As a red Ford F-250 hauling a 22-foot Alumaweld boat was headed north on Interstate 5 Sunday afternoon, the driver appeared to be focused on something other than the hefty, accelerating machinery. He also held a cellphone to his ear.
Washington State Patrol Trooper Jeffrey Heath pulled the man over. The driver admitted to speaking on the phone after forgetting his Bluetooth device — a $136 mistake.
More than 150 law enforcement agencies in the state, including local ones, have added extra patrols looking for distracted driving since March 28 and through April 14. In WSP District 5 — which covers Clark, Cowlitz, Lewis, Klickitat, and Skamania Counties — about 20 troopers have been engaged in the patrols, Heath said. Over a typical 10-hour shift, troopers may encounter 10 to 20 distracted drivers, he said.
In 2017, Washington passed stricter distracted driving laws. Last year, handheld cellphone use was down 40 percent from 2017, according to a November 2018 Washington State Traffic Safety Commission observational study. While Clark County saw a slight uptick in 2018 with a 6.5 percent distracted driving rate, the figure is one of the lowest in the state, according to the study.
“If you’re distracted, law enforcement is focused on finding and ticketing you,” Traffic Safety Commission Target Zero Manager Hilary Torres said in a news release. “Fortunately, there are signs that Washington drivers are increasingly taking safety into their own hands, by keeping their hands off their phones.”
‘Dangerously distracted’
But other types of distraction — like eating, tuning a radio or attending to pets or children — increased significantly statewide, according to the study.
“Drivers can dangerously lose their focus on other activities that shift their focus and full engagement from driving, which state law calls ‘dangerously distracted,'” Torres said. “Any type of distraction increases crash risk. Studies show that it can take nearly 30 seconds to regain your attention on the road after focusing on something else, even for just a few seconds.”

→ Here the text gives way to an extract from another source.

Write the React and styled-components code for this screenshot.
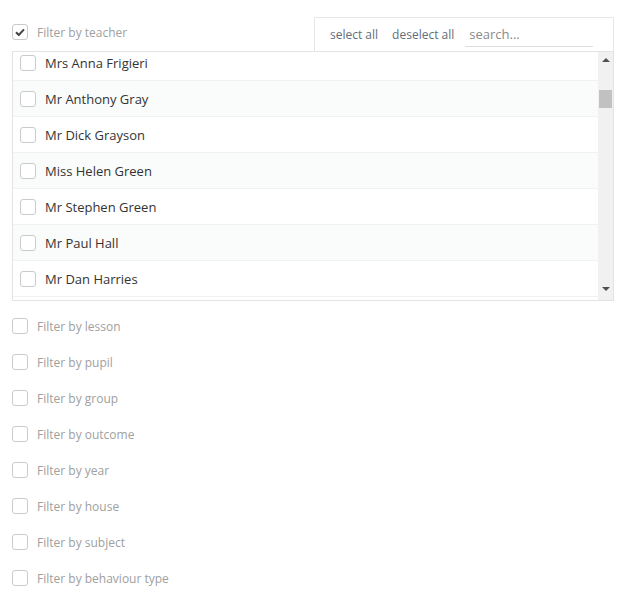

First offenders, like the man on I-5 Sunday, are subject to a $136 fine, while second violations can lead to a $234 penalty. After obtaining the driver’s insurance information, Heath returned to his patrol car to, in part, check if he had any similar previous violations.
“If you’re on your phone, I’ll give you a ticket,” Heath said.

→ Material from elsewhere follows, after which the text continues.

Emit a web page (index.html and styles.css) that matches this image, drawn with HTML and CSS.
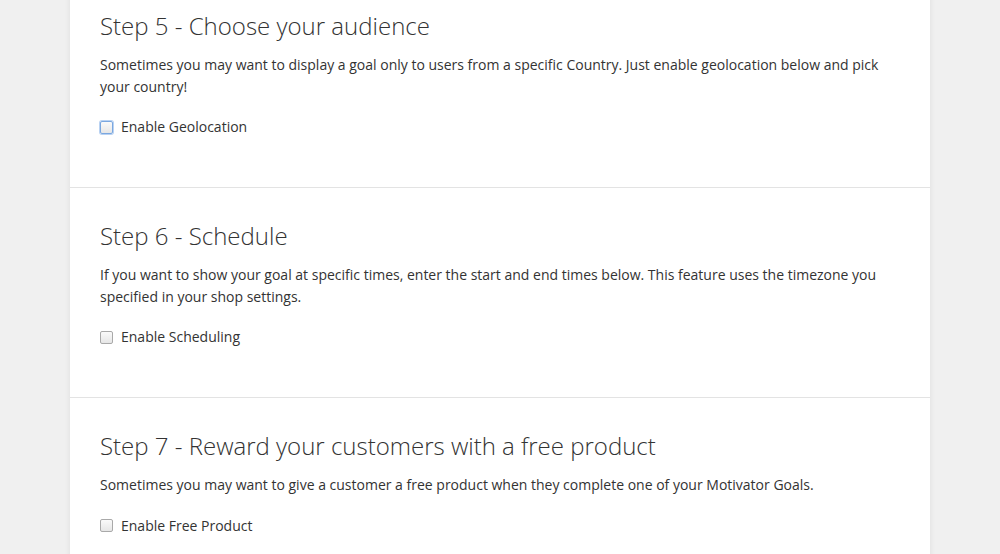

But it’s not just about issuing tickets, Heath said. After pulling over a man driving a blue pickup truck with a cracked windshield Sunday, Heath gave the man a warning. In the middle of the stop, the man received a call on a hands-free Bluetooth device.
“You can go ahead and answer that if you’d like,” Heath told the man.
When it comes to other types of distracted driving, Heath said he may take a more nuanced approach. As he was patrolling I-5, Interstate 205 and state Highway 14 — what he calls “the triangle” — Heath passed a number of cars and turned his head to check on the drivers.
Some distracted driving behaviors, such as eating food from a center console, are hard to spot. If it appears a driver may be distracted and is erratic — following too closely, drifting, fluctuating speeds — Heath will pull them over and have a conversation, sometimes, in lieu of a ticket, he said.
“Education is a big part of it,” Heath said. “It’s the least amount of enforcement to gain compliance.”
Heath compared behaviors of distracted drivers to those of impaired ones. Staring at a phone for 5 seconds can be the equivalent of driving the length of a football field while blindfolded, Heath said.
“If you put that in perspective, that’s a long way,” Heath said.